Pelo zap, recebi essa mensagem onde
Rita
Lee fala sobre o respeito à mulher:
RITA LEE- mais uma vez, dizendo muito!
“Eu tinha 13 anos, em Fortaleza, quando ouvi gritos de pavor. Vinham da
vizinhança, da casa de Bete, mocinha linda, que usava tranças. Levei apenas uma
hora para saber o motivo. Bete fora acusada de não ser mais Virgem e os irmãos
a subjugavam em cima de sua estreita cama de solteira, para que o médico da
família lhe enfiasse a mão enluvada entre as pernas e decretasse se tinha ou
não o selo da honra. Como o lacre continuava lá, os pais respiraram, mas a Bete
nunca mais foi à janela, nunca mais dançou nos Bailes e acabou fugindo para o
Piauí, ninguém sabe como, nem com quem.
Eu tinha apenas 14 anos, quando Maria Lúcia tentou escapar, saltando o
muro alto do quintal da sua casa para se encontrar com o namorado. Agarrada
pelos cabelos e dominada, não conseguiu passar no exame ginecológico. O laudo
médico registrou vestígios himenais dilacerados, e os pais internaram a
pecadora no reformatório Bom Pastor, para se esquecer do mundo. Realmente,
esqueceu, morrendo tuberculosa.
Estes episódios marcaram para sempre a minha consciência e me fizeram
perguntar que poder é esse que a família e os homens têm sobre o corpo das
mulheres? Ontem, para mutilar, amordaçar, silenciar. Hoje, para manipular,
moldar, escravizar aos estereótipos. Todos vimos, na televisão, modelos
torturados por seguidas cirurgias plásticas. Transformaram seus seios em
alegorias para entrar na moda da peitaria robusta das norte americanas.
Entupiram as nádegas de silicone para se tornarem rebolativas e sensuais,
garantindo bom sucesso nas passarelas do samba. Substituíram os narizes,
desviaram costas, mudaram o traçado do dorso para se adaptarem à moda do
momento e ficarem irresistíveis diante dos homens. E, com isso, Barbies de
fancaria, provocaram em muitas outras mulheres - as baixinhas, as gordas, as de
óculos - um sentimento de perda de auto-estima.
Isso exatamente no momento em que a maioria de estudantes universitários
(56%) é composto de moças. Em que mulheres se afirmam na magistratura, na
pesquisa científica, na política, no jornalismo. E, no momento em que as
pioneiras do feminismo passam a defender a teoria de que é preciso feminilizar
o mundo e torná-lo mais distante da barbárie mercantilista e mais próximo do humanismo.

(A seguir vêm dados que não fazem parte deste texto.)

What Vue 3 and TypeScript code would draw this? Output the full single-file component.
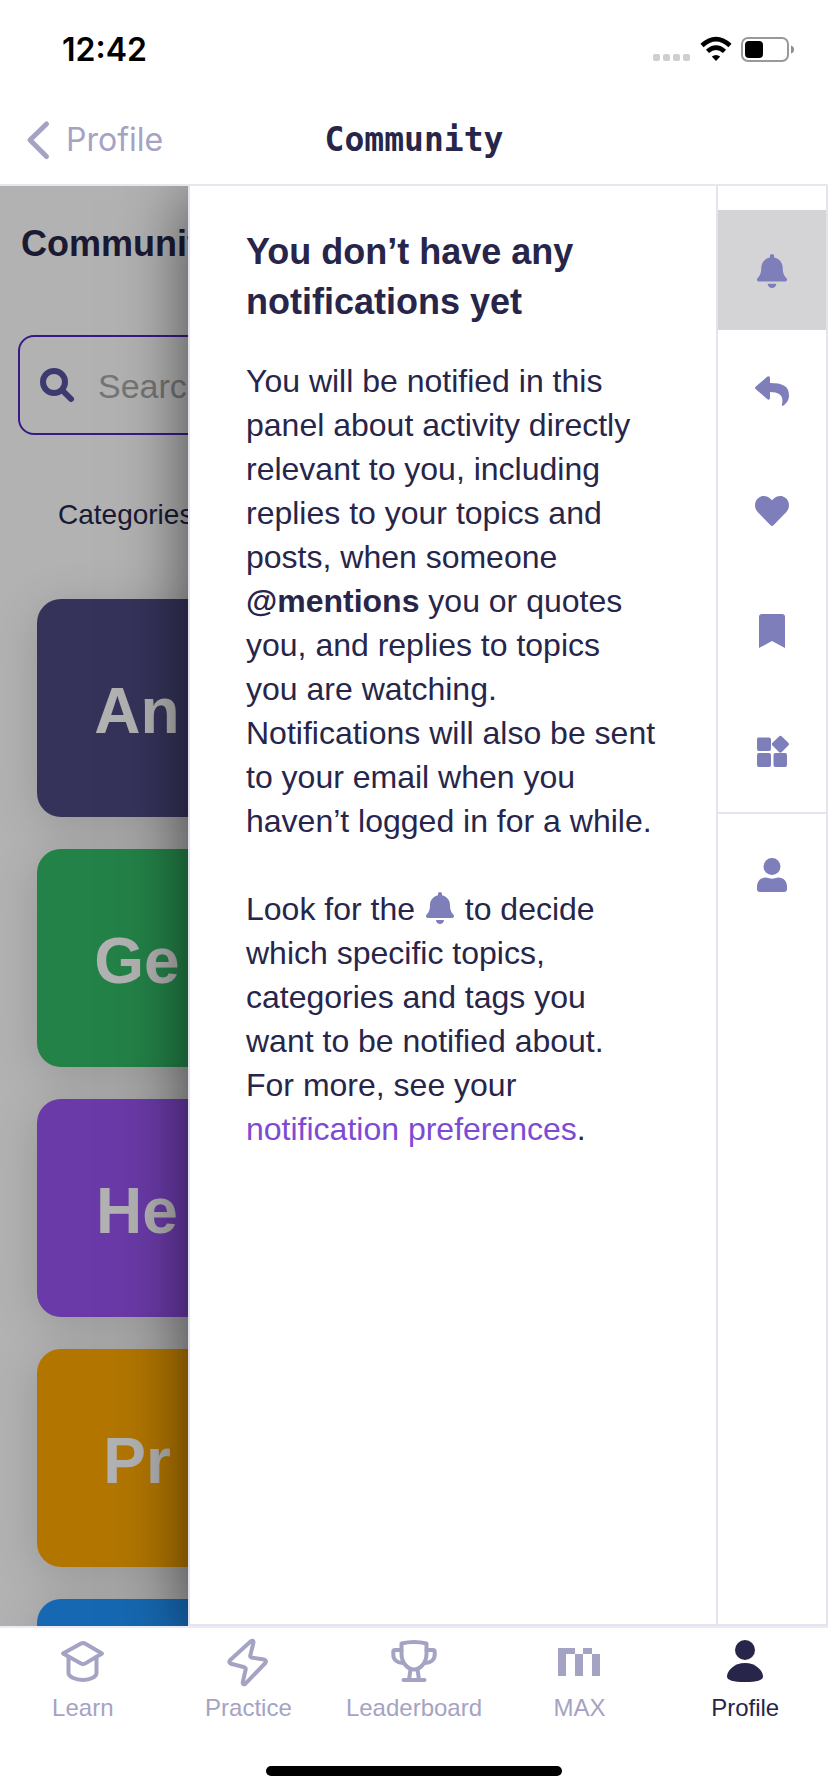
<script setup lang="ts">
interface Category {
  abbr: string
  tone: string
}

interface RailItem {
  id: string
  label: string
  width: number
  height: number
  viewBox: string
  path: string
}

const bellPath =
  'M224 512c35.32 0 63.97-28.65 63.97-64H160.03c0 35.35 28.65 64 63.97 64zm215.39-149.71c-19.32-20.76-55.47-51.99-55.47-154.29 0-77.7-54.48-139.9-127.94-155.16V32c0-17.67-14.32-32-31.98-32s-31.98 14.33-31.98 32v20.84C118.56 68.1 64.08 130.3 64.08 208c0 102.3-36.15 133.53-55.47 154.29-6 6.45-8.66 14.16-8.61 21.71.11 16.4 12.98 32 32.1 32h383.8c19.12 0 32-15.6 32.1-32 .05-7.55-2.61-15.27-8.61-21.71z'

const categories: Category[] = [
  { abbr: 'An', tone: 'indigo' },
  { abbr: 'Ge', tone: 'green' },
  { abbr: 'He', tone: 'violet' },
  { abbr: 'Pr', tone: 'amber' },
  { abbr: '', tone: 'blue' },
]

const railItems: RailItem[] = [
  { id: 'all', label: 'All notifications', width: 30, height: 34, viewBox: '0 0 448 512', path: bellPath },
  {
    id: 'replies',
    label: 'Replies',
    width: 34,
    height: 30,
    viewBox: '0 0 34 30',
    path: 'M.6 10.8 12.4.6Q14.8-.7 15 1.8V7C27.500 7 34 10 34 19.500 34 24 31.500 27.500 28 29.800 27.100 30.200 26.700 29.800 26.900 29 29 19.800 25 16.200 15 16V21.800Q14.800 24.600 12.400 23.200L.6 13Q-.5 11.900.6 10.800Z',
  },
  {
    id: 'likes',
    label: 'Likes',
    width: 34,
    height: 30,
    viewBox: '0 32 512 448',
    path: 'M462.3 62.6C407.5 15.9 326 24.3 275.7 76.2L256 96.5l-19.7-20.3C186.1 24.3 104.5 15.9 49.7 62.6c-62.8 53.6-66.1 149.8-9.9 207.9l193.5 199.8c12.5 12.9 32.8 12.9 45.3 0l193.5-199.8c56.3-58.1 53-154.3-9.8-207.9z',
  },
  {
    id: 'bookmarks',
    label: 'Bookmarks',
    width: 26,
    height: 34,
    viewBox: '0 0 26 34',
    path: 'M3 0H23Q26 0 26 3V34L13 27 0 34V3Q0 0 3 0Z',
  },
  {
    id: 'other',
    label: 'Other notifications',
    width: 34,
    height: 34,
    viewBox: '0 0 34 34',
    path: 'M3.500 3.500H14Q16 3.500 16 5.500V15Q16 17 14 17H4Q2 17 2 15V5.500Q2 3.500 3.500 3.500ZM4 19H14Q16 19 16 21V31Q16 33 14 33H4Q2 33 2 31V21Q2 19 4 19ZM20.500 19H30Q32 19 32 21V31Q32 33 30 33H20.500Q18.500 33 18.500 31V21Q18.500 19 20.500 19ZM24 2.400Q25.400 1 26.800 2.400L33.300 8.800Q34.600 10.200 33.300 11.500L26.800 18Q25.400 19.300 24 18L17.500 11.500Q16.200 10.200 17.500 8.800Z',
  },
]

const tabs: string[] = ['Learn', 'Practice', 'Leaderboard', 'MAX', 'Profile']
</script>

<template>
  <div class="screen">
    <div class="status">
      <time class="clock">12:42</time>
      <div class="indicators">
        <svg class="signal" width="38" height="26" viewBox="0 0 38 26" aria-hidden="true">
          <rect x="0" y="17" width="7" height="7" rx="2" />
          <rect x="10" y="17" width="7" height="7" rx="2" />
          <rect x="20" y="17" width="7" height="7" rx="2" />
          <rect x="30" y="17" width="7" height="7" rx="2" />
        </svg>
        <svg width="32" height="26" viewBox="0 0 32 26" aria-hidden="true">
          <path class="arc" d="M2 8.500Q16-4.300 30 8.500M7.500 14.400Q16 6.800 24.500 14.400" />
          <path d="M11.800 19.600Q16 16.400 20.200 19.600L16 24Z" />
        </svg>
        <svg width="54" height="26" viewBox="0 0 54 26" aria-hidden="true">
          <rect class="shell" x="1" y="1" width="46" height="23" rx="6" />
          <rect x="4" y="4" width="18" height="17" rx="4" />
          <path class="nub" d="M50 8.500Q53 9.500 53 12.500T50 16.500Z" />
        </svg>
      </div>
    </div>

    <header class="navbar">
      <button class="back" type="button">
        <svg width="24" height="40" viewBox="0 0 24 40" aria-hidden="true">
          <path d="M20.500 4 4 20 20.500 36.500" />
        </svg>
        Profile
      </button>
      <span class="nav-title">Community</span>
    </header>

    <main class="stage">
      <div class="page">
        <h1>Community</h1>
        <label class="search">
          <svg width="34" height="34" viewBox="0 0 34 34" aria-hidden="true">
            <circle cx="14" cy="14" r="11" />
            <path d="M23 23 31 31" />
          </svg>
          <input type="search" placeholder="Search" aria-label="Search topics" />
        </label>
        <p class="section">Categories</p>
        <div class="cards">
          <article v-for="c in categories" :key="c.tone" class="card" :class="c.tone">
            <span class="abbr">{{ c.abbr }}</span>
          </article>
        </div>
      </div>
      <div class="scrim"></div>

      <aside class="drawer">
        <section class="notice">
          <h2>You don’t have any<br />notifications yet</h2>
          <p>
            You will be notified in this<br />panel about activity directly<br />relevant to you, including<br />replies
            to your topics and<br />posts, when someone<br /><strong>@mentions</strong> you or quotes<br />you, and
            replies to topics<br />you are watching.<br />Notifications will also be sent<br />to your email when
            you<br />haven’t logged in for a while.
          </p>
          <p>
            Look for the
            <svg class="inline-bell" width="28" height="32" viewBox="0 0 448 512" role="img" aria-label="bell">
              <path :d="bellPath" />
            </svg>
            to decide<br />which specific topics,<br />categories and tags you<br />want to be notified about.<br />For
            more, see your<br /><a href="#preferences">notification preferences</a>.
          </p>
        </section>

        <nav class="rail" aria-label="Panel sections">
          <div class="rail-group">
            <button
              v-for="(item, i) in railItems"
              :key="item.id"
              type="button"
              :class="{ active: i === 0 }"
              :aria-label="item.label"
            >
              <svg :width="item.width" :height="item.height" :viewBox="item.viewBox" preserveAspectRatio="none">
                <path :d="item.path" />
              </svg>
            </button>
          </div>
          <button type="button" aria-label="Account">
            <svg width="30" height="34" viewBox="0 0 30 34">
              <circle cx="15" cy="8.500" r="8.500" />
              <path d="M9 19.500Q15 21.800 21 19.500C27 19.500 30 23.500 30 29V31Q30 34 27 34H3Q0 34 0 31V29C0 23.500 3 19.500 9 19.500Z" />
            </svg>
          </button>
        </nav>
      </aside>
    </main>

    <nav class="tabbar" aria-label="Main">
      <div class="tabs">
        <button v-for="tab in tabs" :key="tab" type="button" :class="{ current: tab === 'Profile' }">
          <svg width="48" height="48" viewBox="0 0 48 48" aria-hidden="true">
            <g v-if="tab === 'Learn'" class="line">
              <path d="M4 15.500 22 5.600Q24 4.600 26 5.600L43 15.500 26 25.600Q24 26.700 22 25.600Z" />
              <path d="M9.500 19V35C9.500 38.500 16 42 24 42S37.500 38.500 37.500 35V19" />
            </g>
            <g v-else-if="tab === 'Practice'" class="line">
              <path d="M26.800 3.200 6 22.300Q4.200 24.600 7 25.800L20.500 29.300Q22 29.800 21.700 31.300L18.700 44.500Q18.800 47.400 21.500 45.700L41.300 25Q43 22.600 40.300 21.500L27.300 19.600Q26 19.200 26.200 17.800L29.500 4.600Q29.500 1.800 26.800 3.200Z" />
            </g>
            <g v-else-if="tab === 'Leaderboard'" class="line">
              <path d="M11.500 5.500Q24 2.500 36.500 5.500V16C36.500 25 30 31.500 24 31.500S11.500 25 11.500 16Z" />
              <path d="M11.500 12H5Q3.300 12 3.300 13.700V16.500C3.300 21.500 7 24.800 12.500 25" />
              <path d="M36.500 12H43Q44.700 12 44.700 13.700V16.500C44.700 21.500 41 24.800 35.500 25" />
              <path d="M20.500 31.500 19 41.500M27.500 31.500 29 41.500M13.500 42H34.500" />
            </g>
            <path v-else-if="tab === 'MAX'" d="M2 10H19V16H10V38H2ZM19 16H27V38H19ZM27 10H36V16H27ZM36 16H44V38H36Z" />
            <g v-else>
              <circle cx="24" cy="12" r="10" />
              <path d="M24 25C35 25 42 33 42 38.500Q42 44 24 44T6 38.500C6 33 13 25 24 25Z" />
            </g>
          </svg>
          <span>{{ tab }}</span>
        </button>
      </div>
      <div class="home-indicator"></div>
    </nav>
  </div>
</template>

<style>
body {
  margin: 0;
  background: #fff;
}
</style>

<style scoped>
.screen {
  display: flex;
  flex-direction: column;
  height: 100vh;
  background: #fff;
  color: #27264a;
  font-family: 'Liberation Sans', Arial, sans-serif;
  overflow: hidden;
}

button {
  margin: 0;
  padding: 0;
  border: 0;
  background: none;
  font: inherit;
  color: inherit;
  cursor: pointer;
}

svg {
  display: block;
  flex: none;
  overflow: visible;
  fill: currentColor;
}

.status {
  display: flex;
  justify-content: space-between;
  box-sizing: border-box;
  height: 96px;
  padding: 30px 33px 0 62px;
  color: #000;
}

.clock {
  font: 600 32px/40px Inter, sans-serif;
}

.indicators {
  display: flex;
  gap: 9px;
  padding-top: 7px;
}

.signal {
  fill: #cfcfcf;
}

.arc {
  fill: none;
  stroke: #000;
  stroke-width: 4.6;
}

.shell {
  fill: none;
  stroke: #999;
  stroke-width: 2;
}

.nub {
  fill: #8e8e8e;
}

.navbar {
  display: grid;
  grid-template-columns: 1fr auto 1fr;
  align-items: center;
  height: 88px;
  padding: 0 26px;
  border-bottom: 2px solid #e6e6ef;
}

.back {
  display: flex;
  align-items: center;
  justify-self: start;
  gap: 16px;
  color: #a5a3c3;
  font: 400 32px/40px Inter, sans-serif;
}

.back svg {
  fill: none;
  stroke: currentColor;
  stroke-width: 5;
  stroke-linecap: round;
  stroke-linejoin: round;
}

.nav-title {
  font: 700 33px/40px 'DejaVu Sans Mono', monospace;
}

.stage {
  position: relative;
  flex: 1;
  min-height: 0;
  overflow: hidden;
}

.page {
  padding: 36px 18px 0;
}

.page h1 {
  margin: 0 0 69px;
  padding-left: 3px;
  font-size: 36px;
  line-height: 44px;
}

.search {
  display: flex;
  align-items: center;
  gap: 24px;
  box-sizing: border-box;
  height: 100px;
  padding: 0 20px;
  border: 2px solid #5425c0;
  border-radius: 16px;
  color: #5654a0;
}

.search svg {
  fill: none;
  stroke: currentColor;
  stroke-width: 6;
  stroke-linecap: round;
}

.search input {
  flex: 1;
  min-width: 0;
  padding: 2px 0 0;
  border: 0;
  outline: 0;
  background: none;
  font: 34px/40px 'Liberation Sans', Arial, sans-serif;
}

.search input::placeholder {
  color: #a8a8a8;
  opacity: 1;
}

.section {
  margin: 58px 0 62px;
  padding-left: 40px;
  font-size: 28px;
  line-height: 44px;
}

.cards {
  display: flex;
  flex-direction: column;
  gap: 32px;
  padding: 0 19px;
}

.card {
  display: flex;
  align-items: center;
  height: 218px;
  border-radius: 24px;
  box-shadow: 0 8px 48px rgba(0, 0, 0, 0.16);
  color: #fff;
}

.abbr {
  width: 200px;
  padding-top: 6px;
  text-align: center;
  font-size: 64px;
  font-weight: 700;
}

.indigo {
  background: #4c4a82;
}

.green {
  background: #33ba66;
}

.violet {
  background: #9953f1;
}

.amber {
  background: #fa0;
}

.blue {
  background: #2096ff;
}

.scrim {
  position: absolute;
  inset: 0;
  background: rgba(0, 0, 0, 0.3);
}

.drawer {
  position: absolute;
  inset: 0 0 0 188px;
  display: flex;
  box-sizing: border-box;
  border: 2px solid #e4e4f0;
  border-top: 0;
  background: #fff;
  box-shadow: 0 12px 64px rgba(0, 0, 0, 0.6);
}

.notice {
  flex: 1;
  min-width: 0;
  padding: 41px 40px 0 56px;
}

.notice h2 {
  margin: 0 0 32px;
  font-size: 36px;
  line-height: 50px;
}

.notice p {
  margin: 0 0 44px;
  font-size: 32px;
  line-height: 44px;
}

.notice a {
  color: #7d4bd3;
  text-decoration: none;
}

.inline-bell {
  display: inline-block;
  height: 32px;
  margin: 0 2px;
  color: #7d7eba;
  vertical-align: -4px;
}

.rail {
  width: 108px;
  padding-top: 24px;
  border-left: 2px solid #e4e4f0;
  color: #7d7eba;
}

.rail button {
  display: flex;
  align-items: center;
  justify-content: center;
  box-sizing: border-box;
  width: 100%;
  height: 120px;
  padding-top: 2px;
}

.rail .active {
  background: #d4d4d6;
}

.rail-group {
  padding-bottom: 2px;
  border-bottom: 2px solid #e4e4f0;
}

.tabbar {
  display: flex;
  flex-direction: column;
  align-items: center;
  justify-content: space-between;
  box-sizing: border-box;
  height: 166px;
  padding: 10px 0 16px;
  border-top: 2px solid #ebebf5;
}

.tabs {
  display: grid;
  grid-template-columns: repeat(5, 1fr);
  width: 100%;
}

.tabs button {
  display: flex;
  flex-direction: column;
  align-items: center;
  gap: 8px;
  color: #a5a3c3;
  font-size: 24px;
  line-height: 28px;
}

.tabs .current {
  color: #27264a;
}

.line {
  fill: none;
  stroke: currentColor;
  stroke-width: 4;
  stroke-linecap: round;
  stroke-linejoin: round;
}

.home-indicator {
  width: 296px;
  height: 10px;
  border-radius: 5px;
  background: #000;
}
</style>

Por mim, acho que só as mulheres podem desarmar a sociedade. Até porque
elas são desarmadas pela própria natureza. Nascem sem pênis, sem poder fálico
da penetração e do estupro, tão bem representado por pistolas, revólveres,
flechas, espadas e punhais. Ninguém diz, de uma mulher, que ela é de espadas.
Ninguém lhe dá, na primeira infância, um fuzil de plástico, como fazem
com os meninos, para fortalecer sua virilidade e violência. As mulheres
detestam o sangue, até mesmo porque têm que derramá-lo na menstruação ou no
parto. Odeiam as guerras, os exércitos regulares ou as gangues urbanas, porque
lhes tiram os filhos de sua convivência e os colocam na marginalidade, na
insegurança e na violência.
É preciso voltar os olhos para a população feminina como a grande
articuladora da paz. E para começar, queremos pregar o respeito ao corpo da
mulher. Respeito às suas pernas que têm varizes porque carregam latas d'água e
trouxas de roupa. Respeito aos seus seios que perderam a firmeza porque
amamentaram seus filhos ao longo dos anos. Respeito ao seu dorso que engrossou,
porque elas carregam o país nas costas.
São as mulheres que irão impor um adeus às armas, quando forem ouvidas e
valorizadas e puderem fazer prevalecer a ternura de suas mentes e a doçura de
seus corações.
Nem toda feiticeira é corcunda. Nem toda brasileira é só bunda.